鬼を切るための刃。「神剣」といわれているが、猿渡棗の槍など形状はさまざま。神剣で斬った鬼はその邪悪な魂だけが祓われ、取り憑かれた人間を解放する事ができる。なお、神剣以外の武器で殺した場合、取り憑かれた人間も、鬼もろとも死んでしまう。

斬鬼丸 (ざんきまる)

神剣の中で一際目立つ形状をした大振りの刀。神剣組の一員となった犬崎高丸が、自分用に選んだ神剣。鬼が鬼を殺すために鍛えた剣といわれ、その特異な形状もあって、これまで扱えた者は皆無だった。しかし「一胴両断」を得意とする高丸と相性がよく、高丸に選ばれて以降は、愛剣として彼を支え続ける。

天破剣 (てんはけん)

犬崎高丸の斬鬼丸と田村丸の斬神丸が融合して誕生した最強の神剣。

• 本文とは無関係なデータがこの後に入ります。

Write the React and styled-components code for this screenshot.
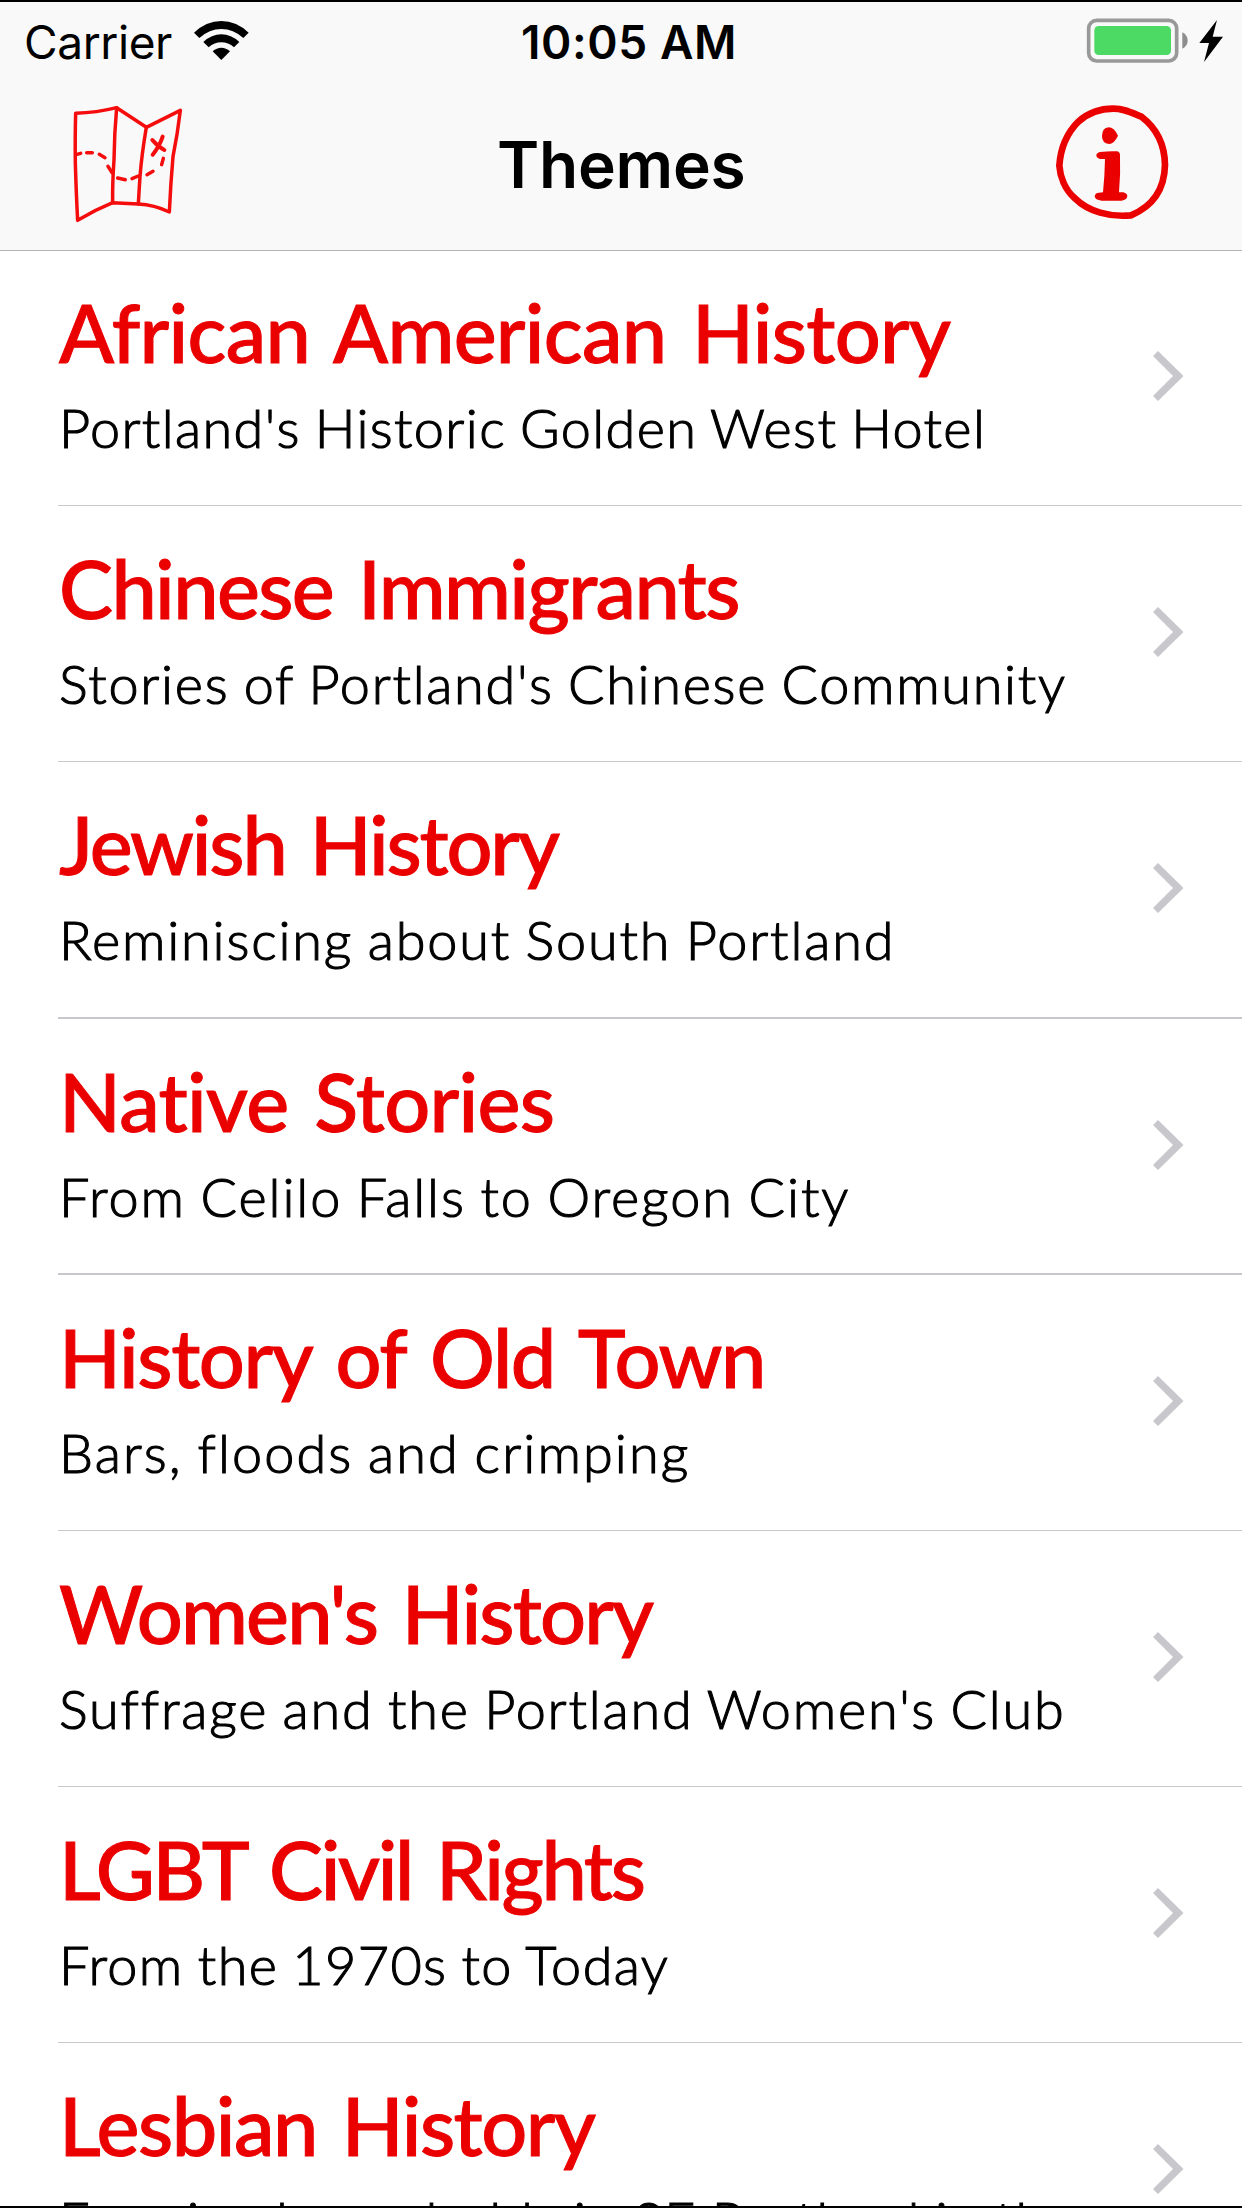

斬鬼丸よりさらに一回り大きな大剣の形状をしている。選ばれた主が使えば山を崩し、天を破るとさえいわれる剣。高丸が田村丸との戦いで勝利した際に、田村丸の遺志と共に託される事となった。

禁断の木の実 (きんだんのきのみ)

人間を鬼に変える禁薬。阿部玲一が広めたもの。利用者の間では「フォービドゥンフルーツ」とも呼ばれ、世間では新種の麻薬として扱われている。裏世界を通じて社会に出回っており、町のチンピラや学校の教師などが鬼化する原因にもなっている。一度、阿部の部下の失態で大量に出回ってしまい、無差別に人々を鬼化する大事件の引き金にもなった。